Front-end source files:
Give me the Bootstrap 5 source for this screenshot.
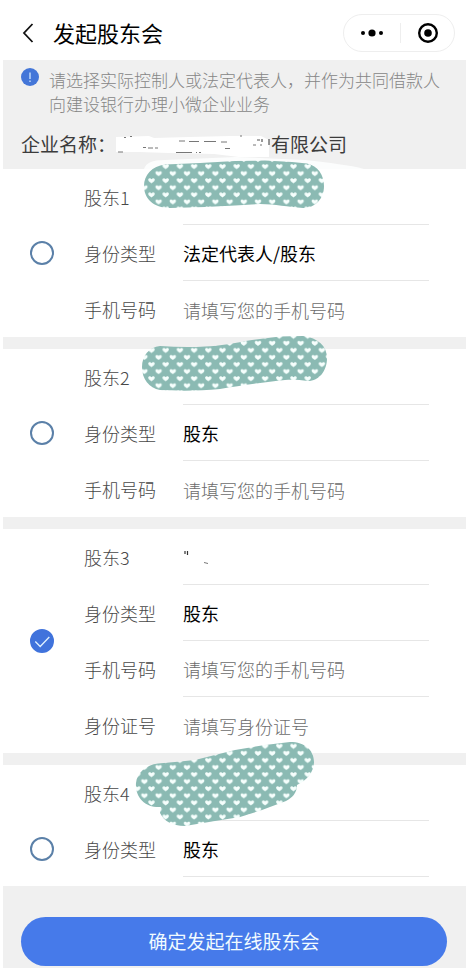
<!DOCTYPE html>
<html lang="zh-CN">
<head>
<meta charset="utf-8">
<meta name="viewport" content="width=device-width, initial-scale=1">
<title>发起股东会</title>
<link href="https://cdn.jsdelivr.net/npm/bootstrap@5.3.0/dist/css/bootstrap.min.css" rel="stylesheet">
<style>
body { font-family: "Noto Sans CJK SC", sans-serif; font-size: 18px; line-height: 24px; color: #666; background: #fff; }
.app { padding: 0 4px 2px 3px; }
.topbar { height: 60px; padding: 0 11px 0 18px; }
.topbar h1 { font-size: 22px; line-height: 32px; color: #000; padding-top: 4px; }
.back { width: 14px; height: 24px; margin-right: 18px; margin-top: 5px; }
.capsule { width: 112px; height: 38px; border: 1px solid #eee; margin-top: 5px; }
.capsule .btn { line-height: 0; }
.capsule .split { width: 1px; height: 20px; background: #eee; }
.greyed { background: #f0f0f0; }
.intro { height: 109px; padding: 8px 18px 0; }
.notice { font-size: 17px; color: #868686; font-weight: 300; gap: 10px; }
.company { font-size: 19px; line-height: 28px; color: #3c3c3c; padding-top: 14px; margin-right: -18px; }
.holder { background: #fff; padding-right: 37px; margin-bottom: 12px; }
.picker { width: 81px; padding-left: 27px; }
.picker .form-check-input { width: 24px; height: 24px; margin: 0; border: 2px solid #5b80a8; background-color: #fff; }
.picker .form-check-input:checked { border-color: #4073dc; background-color: #4073dc; background-origin: border-box; background-size: 24px 24px;
  background-image: url("data:image/svg+xml,%3Csvg xmlns='http://www.w3.org/2000/svg' viewBox='0 0 24 24'%3E%3Cpath d='M5.3 12.5 10.2 17.5 19.3 8' fill='none' stroke='%23dff1ff' stroke-width='1.3'/%3E%3C/svg%3E"); }
.line { height: 56px; }
.line .caption { width: 99px; color: #484848; font-weight: 300; }
.line .entry { border-bottom: 1px solid #e6e6e6; padding-top: 1px; color: #000; }
.line.bare .entry { border-color: transparent; padding-top: 2px; }
.entry .form-control { font-size: 18px; line-height: 24px; color: #111; box-shadow: none; }
.entry .form-control::placeholder { color: #6c6c6c; font-weight: 300; opacity: 1; }
.mask { position: absolute; pointer-events: none; z-index: 2; }
.mask-1 { left: 137px; top: -13px; }
.mask-2 { left: 137px; top: -19px; }
.mask-4 { left: 127px; top: -29px; }
.cut { height: 168px; margin-bottom: 0; }
.foot { padding: 31px 19px 2px 18px; z-index: 3; }
.confirm { height: 49px; font-size: 19px; background: #467aea; color: #f1fbff; }
.confirm:hover { background: #3a6cd8; color: #fff; }
</style>
<script src="https://cdn.jsdelivr.net/npm/bootstrap@5.3.0/dist/js/bootstrap.bundle.min.js"></script>
</head>
<body>
<div class="app vh-100 d-flex flex-column overflow-hidden">
  <header class="topbar d-flex align-items-center flex-shrink-0">
    <button type="button" class="btn p-0 border-0 back d-flex align-items-center" aria-label="返回">
      <svg width="14" height="24" viewBox="0 0 14 24"><path d="M11.500 3 3 12l8.500 9" fill="none" stroke="#111" stroke-width="1.800"/></svg>
    </button>
    <h1 class="m-0 fw-normal flex-grow-1">发起股东会</h1>
    <div class="capsule d-flex align-items-center rounded-pill">
      <button type="button" class="btn p-0 border-0 flex-fill" aria-label="更多">
        <svg width="24" height="12" viewBox="0 0 24 12"><circle cx="3" cy="6" r="2"/><circle cx="12" cy="6" r="3.600"/><circle cx="21" cy="6" r="2"/></svg>
      </button>
      <span class="split"></span>
      <button type="button" class="btn p-0 border-0 flex-fill" aria-label="关闭">
        <svg width="22" height="22" viewBox="0 0 22 22"><circle cx="12" cy="11" r="8.800" fill="none" stroke="#000" stroke-width="2.400"/><circle cx="12" cy="11" r="3.800"/></svg>
      </button>
    </div>
  </header>

  <main class="greyed flex-grow-1 overflow-hidden">
    <section class="intro">
      <div class="notice d-flex align-items-start">
        <svg class="flex-shrink-0" width="18" height="18" viewBox="0 0 18 18"><circle cx="9" cy="9" r="9" fill="#4476d8"/><path d="M9 4.500v6.500M9 12.500v1.500" stroke="#cfe6ff" stroke-width="1.300"/></svg>
        <p class="m-0 text-nowrap">请选择实际控制人或法定代表人，并作为共同借款人<br>向建设银行办理小微企业业务</p>
      </div>
      <div class="company d-flex">
        <span class="text-nowrap">企业名称：</span>
        <svg class="flex-shrink-0" width="155" height="28" viewBox="117 130 155 28" aria-hidden="true">
          <path d="M117 137 150 136 155 138 190 137 232 136 262 136 270 140V157L240 157 215 154 170 153 140 152 117 152Z" fill="#fff"/>
          <path d="M119 152h5M177 152.500h16M197 152.500h1M200 152.500h2M180 141h6M190 141.500h10M205 141.500h12M222 142h6M144 147.500h3M149 148h5M156 148h3M226 148.500h5M254 145h3M261 145h2M125 137.500h2M131 136.500h2M241 136h2" stroke="#777" stroke-width="1" fill="none"/>
          <path d="M263 139v3M258 140h3M270 139v6" stroke="#555" stroke-width="1.200"/>
        </svg>
        <span class="text-nowrap">有限公司</span>
      </div>
    </section>

    <section class="holder position-relative d-flex">
      <svg class="mask mask-1" width="230" height="56" viewBox="140 156 230 56" aria-hidden="true">
        <defs>
          <pattern id="hearts" x="158.600" y="163" width="14.200" height="14.140" patternUnits="userSpaceOnUse">
            <rect width="15" height="15" fill="#8bbab3"/>
            <path id="heart" d="M7.100 6.100C5.300 5.100 3.900 4 3.900 2.700 3.900 1 6.200 .8 7.100 2.200 8 .8 10.300 1 10.300 2.700 10.300 4 8.900 5.100 7.100 6.100Z" fill="#f6fffd"/>
            <use href="#heart" x="-7.100" y="7.070"/><use href="#heart" x="7.100" y="7.070"/>
          </pattern>
        </defs>
        <path d="M144 169C146 163 152 160 165 160L236 157 305 160C330 163 350 165 364 169Z" fill="#fcfdfd"/>
        <path d="M165 164.500 200 163 235 161 265 160.500 292 162 307 163.500C318 166 324 175 324 186 324 199 315 208 303 208 288 207 275 204 260 204L235 205.500 205 207 170 208C153 208 144 198 144 186 144 175 152 166 165 164.500Z" fill="url(#hearts)"/>
      </svg>
      <div class="picker d-flex align-items-center"><input class="form-check-input" type="radio" name="holder" id="h1" aria-label="选择股东1"></div>
      <div class="flex-grow-1">
        <div class="line d-flex"><label for="h1" class="caption d-flex align-items-center">股东1</label><div class="entry flex-grow-1"></div></div>
        <div class="line d-flex"><div class="caption d-flex align-items-center">身份类型</div><div class="entry flex-grow-1 d-flex align-items-center">法定代表人/股东</div></div>
        <div class="line bare d-flex"><label for="p1" class="caption d-flex align-items-center">手机号码</label><div class="entry flex-grow-1 d-flex align-items-center"><input id="p1" type="tel" class="form-control border-0 p-0 bg-transparent" placeholder="请填写您的手机号码"></div></div>
      </div>
    </section>

    <section class="holder position-relative d-flex">
      <svg class="mask mask-2" width="190" height="64" viewBox="140 330 190 64" aria-hidden="true">
        <path d="M160 346C175 347 190 347.500 205 346.500 220 346 235 343 252 340L280 336.500 303 336C318 338 327 346 327 358 327 371 319 381 308 381 300 380 293 379.500 285 380 265 382 240 386 220 389 200 391 178 391 160 390 149 388 142 379 142 367 142 356 149 347 160 346Z" fill="url(#hearts)"/>
      </svg>
      <div class="picker d-flex align-items-center"><input class="form-check-input" type="radio" name="holder" id="h2" aria-label="选择股东2"></div>
      <div class="flex-grow-1">
        <div class="line d-flex"><label for="h2" class="caption d-flex align-items-center">股东2</label><div class="entry flex-grow-1"></div></div>
        <div class="line d-flex"><div class="caption d-flex align-items-center">身份类型</div><div class="entry flex-grow-1 d-flex align-items-center">股东</div></div>
        <div class="line bare d-flex"><label for="p2" class="caption d-flex align-items-center">手机号码</label><div class="entry flex-grow-1 d-flex align-items-center"><input id="p2" type="tel" class="form-control border-0 p-0 bg-transparent" placeholder="请填写您的手机号码"></div></div>
      </div>
    </section>

    <section class="holder position-relative d-flex">
      <div class="picker d-flex align-items-center"><input class="form-check-input" type="radio" name="holder" id="h3" aria-label="选择股东3" checked></div>
      <div class="flex-grow-1">
        <div class="line d-flex"><label for="h3" class="caption d-flex align-items-center">股东3</label><div class="entry flex-grow-1 d-flex align-items-center">
          <svg width="28" height="18" viewBox="183 549 28 18" aria-hidden="true"><path d="M185 552v3M187.500 552v4" stroke="#333" stroke-width="1.200"/><path d="M204 563.500l4 1" stroke="#777" stroke-width="1"/></svg>
        </div></div>
        <div class="line d-flex"><div class="caption d-flex align-items-center">身份类型</div><div class="entry flex-grow-1 d-flex align-items-center">股东</div></div>
        <div class="line d-flex"><label for="p3" class="caption d-flex align-items-center">手机号码</label><div class="entry flex-grow-1 d-flex align-items-center"><input id="p3" type="tel" class="form-control border-0 p-0 bg-transparent" placeholder="请填写您的手机号码"></div></div>
        <div class="line bare d-flex"><label for="i3" class="caption d-flex align-items-center">身份证号</label><div class="entry flex-grow-1 d-flex align-items-center"><input id="i3" type="text" class="form-control border-0 p-0 bg-transparent" placeholder="请填写身份证号"></div></div>
      </div>
    </section>

    <section class="holder cut position-relative d-flex">
      <svg class="mask mask-4" width="190" height="96" viewBox="130 736 190 96" aria-hidden="true">
        <path d="M158 763.500 175 762 195 760 235 750 265 745 290 742C305 742 314 750 314 762 314 772 307 780 297 785 297 793 292 798 286 801L262 810 240 817 215 821 185 826C172 826 164 821 160 813L161 807C145 808 135 797 136 783 137 773 146 765 158 763.500Z" fill="url(#hearts)"/>
      </svg>
      <div class="picker d-flex align-items-center"><input class="form-check-input" type="radio" name="holder" id="h4" aria-label="选择股东4"></div>
      <div class="flex-grow-1">
        <div class="line d-flex"><label for="h4" class="caption d-flex align-items-center">股东4</label><div class="entry flex-grow-1"></div></div>
        <div class="line d-flex"><div class="caption d-flex align-items-center">身份类型</div><div class="entry flex-grow-1 d-flex align-items-center">股东</div></div>
      </div>
    </section>
  </main>

  <footer class="foot greyed flex-shrink-0 position-relative">
    <button type="button" class="btn confirm w-100 rounded-pill border-0">确定发起在线股东会</button>
  </footer>
</div>
</body>
</html>
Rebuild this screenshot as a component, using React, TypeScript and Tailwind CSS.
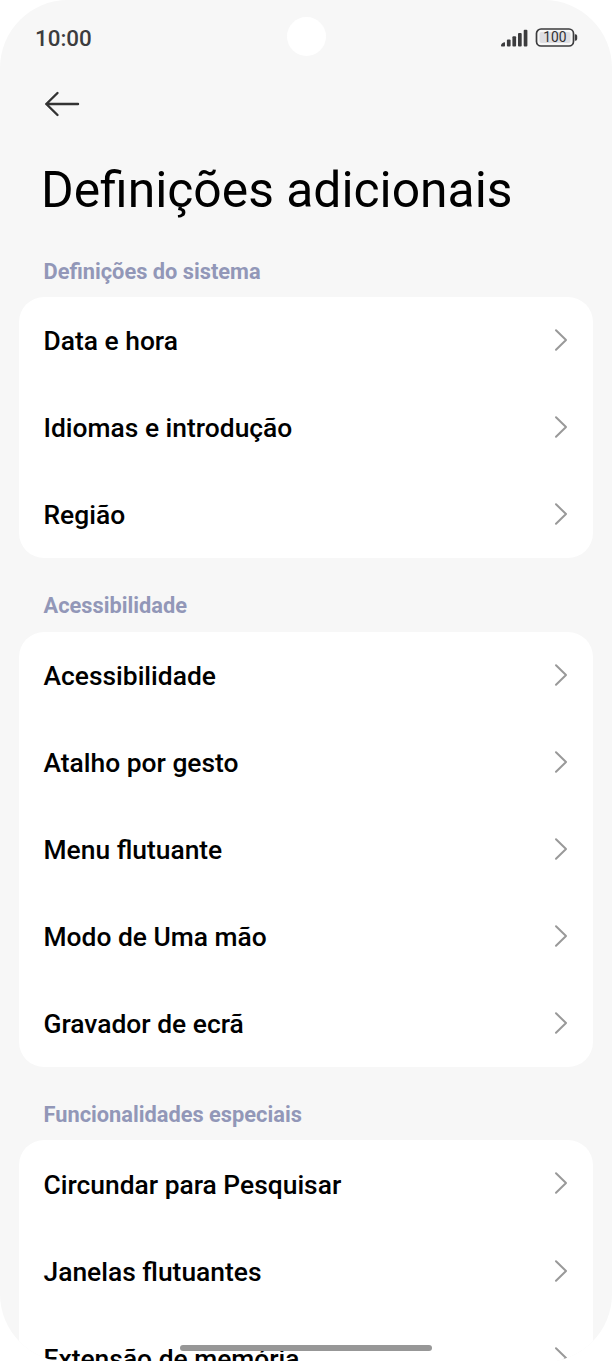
const sections = [
  {
    title: 'Definições do sistema',
    items: ['Data e hora', 'Idiomas e introdução', 'Região'],
  },
  {
    title: 'Acessibilidade',
    items: ['Acessibilidade', 'Atalho por gesto', 'Menu flutuante', 'Modo de Uma mão', 'Gravador de ecrã'],
  },
  {
    title: 'Funcionalidades especiais',
    items: ['Circundar para Pesquisar', 'Janelas flutuantes', 'Extensão de memória'],
  },
];

function SignalIcon() {
  return (
    <svg width="28" height="18" viewBox="0 0 28 18" fill="#3c3c3e">
      <path d="M1 16.5c0-2 2-3 4-3.2v3.2c0 .7-.4 1-1 1H2c-.6 0-1-.3-1-1Z" />
      <rect x="6.9" y="10.5" width="3.7" height="7" rx="1" />
      <rect x="12.4" y="7.2" width="3.7" height="10.3" rx="1" />
      <rect x="18" y="4" width="3.7" height="13.5" rx="1" />
      <rect x="23.7" y="0.7" width="3.7" height="16.8" rx="1" />
    </svg>
  );
}

function BatteryIcon() {
  return (
    <svg width="43" height="20" viewBox="0 0 43 20">
      <rect x="1.5" y="1" width="37" height="17" rx="4.5" fill="none" stroke="#3c3c3e" strokeWidth="1.7" />
      <rect x="4.5" y="4" width="31" height="11" rx="2" fill="#dfdfe3" />
      <path d="M39.8 6.3h.6q1.8 0 1.8 1.8v2.8q0 1.8-1.8 1.8h-.6z" fill="#3c3c3e" />
      <text x="20" y="14.4" fontSize="13.8" textAnchor="middle" fill="#303032">
        100
      </text>
    </svg>
  );
}

function Chevron() {
  return (
    <svg className="-mt-px" width="14" height="24" viewBox="0 0 14 24" fill="none" stroke="#999" strokeWidth="2" strokeLinecap="round" strokeLinejoin="round">
      <path d="M2 2.3 12 12 2 21.7" />
    </svg>
  );
}

export default function App() {
  return (
    <div className="h-[1361px] w-[612px] overflow-hidden bg-white font-['Roboto',sans-serif]">
      <div className="relative h-[1362px] overflow-hidden rounded-[68px] bg-[#f7f7f7]">
        {/* Camera cutout */}
        <div className="absolute top-[17px] left-[286.5px] size-[39px] rounded-full bg-white" />

        {/* Status bar */}
        <div className="flex h-[75px] items-center justify-between pr-[34px] pl-[35px]">
          <span className="pt-[3px] text-[22.4px] font-medium text-[#3c3c3e]">10:00</span>
          <div className="flex items-center gap-[7px]">
            <SignalIcon />
            <BatteryIcon />
          </div>
        </div>

        <header className="px-[41px]">
          <div className="flex h-[58px] items-center pl-[3px]">
            <svg width="36" height="26" viewBox="0 0 36 26" fill="none" stroke="#333" strokeWidth="2.4" strokeLinecap="round" strokeLinejoin="round">
              <path d="M13.5 2 2.3 13 13.5 24M2.3 13H34" />
            </svg>
          </div>
          <h1 className="mt-[27px] h-[61px] text-[49.8px] leading-[60px] whitespace-nowrap text-black">Definições adicionais</h1>
        </header>

        <main className="px-[19px] pt-[2.5px]">
          {sections.map((section) => (
            <section key={section.title}>
              <h2 className="h-[73.4px] pt-[34px] pl-[24.5px] text-[21.8px] leading-[28px] font-bold text-[#9297b8]">
                {section.title}
              </h2>
              <ul className="rounded-[25px] bg-white pr-[25px] pl-[24.5px]">
                {section.items.map((item) => (
                  <li key={item} className="flex h-[87.1px] items-center justify-between text-[26.4px] font-medium text-black">
                    <span className="pt-[3px]">{item}</span>
                    <Chevron />
                  </li>
                ))}
              </ul>
            </section>
          ))}
        </main>

        {/* Gesture bar */}
        <div className="absolute top-[1345px] left-[180px] h-[6px] w-[252px] rounded-full bg-[#979797]" />
      </div>
    </div>
  );
}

:: Request ::
Copy the part that starts at the line with "Rebuild this screenshot" and finishes at the line with "top-[17px] left-[286.5px] size-[39px]", both included, and nothing more. Pictures are left out.

:: Full response ::
Rebuild this screenshot as a component, using React, TypeScript and Tailwind CSS.
const sections = [
  {
    title: 'Definições do sistema',
    items: ['Data e hora', 'Idiomas e introdução', 'Região'],
  },
  {
    title: 'Acessibilidade',
    items: ['Acessibilidade', 'Atalho por gesto', 'Menu flutuante', 'Modo de Uma mão', 'Gravador de ecrã'],
  },
  {
    title: 'Funcionalidades especiais',
    items: ['Circundar para Pesquisar', 'Janelas flutuantes', 'Extensão de memória'],
  },
];

function SignalIcon() {
  return (
    <svg width="28" height="18" viewBox="0 0 28 18" fill="#3c3c3e">
      <path d="M1 16.5c0-2 2-3 4-3.2v3.2c0 .7-.4 1-1 1H2c-.6 0-1-.3-1-1Z" />
      <rect x="6.9" y="10.5" width="3.7" height="7" rx="1" />
      <rect x="12.4" y="7.2" width="3.7" height="10.3" rx="1" />
      <rect x="18" y="4" width="3.7" height="13.5" rx="1" />
      <rect x="23.7" y="0.7" width="3.7" height="16.8" rx="1" />
    </svg>
  );
}

function BatteryIcon() {
  return (
    <svg width="43" height="20" viewBox="0 0 43 20">
      <rect x="1.5" y="1" width="37" height="17" rx="4.5" fill="none" stroke="#3c3c3e" strokeWidth="1.7" />
      <rect x="4.5" y="4" width="31" height="11" rx="2" fill="#dfdfe3" />
      <path d="M39.8 6.3h.6q1.8 0 1.8 1.8v2.8q0 1.8-1.8 1.8h-.6z" fill="#3c3c3e" />
      <text x="20" y="14.4" fontSize="13.8" textAnchor="middle" fill="#303032">
        100
      </text>
    </svg>
  );
}

function Chevron() {
  return (
    <svg className="-mt-px" width="14" height="24" viewBox="0 0 14 24" fill="none" stroke="#999" strokeWidth="2" strokeLinecap="round" strokeLinejoin="round">
      <path d="M2 2.3 12 12 2 21.7" />
    </svg>
  );
}

export default function App() {
  return (
    <div className="h-[1361px] w-[612px] overflow-hidden bg-white font-['Roboto',sans-serif]">
      <div className="relative h-[1362px] overflow-hidden rounded-[68px] bg-[#f7f7f7]">
        {/* Camera cutout */}
        <div className="absolute top-[17px] left-[286.5px] size-[39px] rounded-full bg-white" />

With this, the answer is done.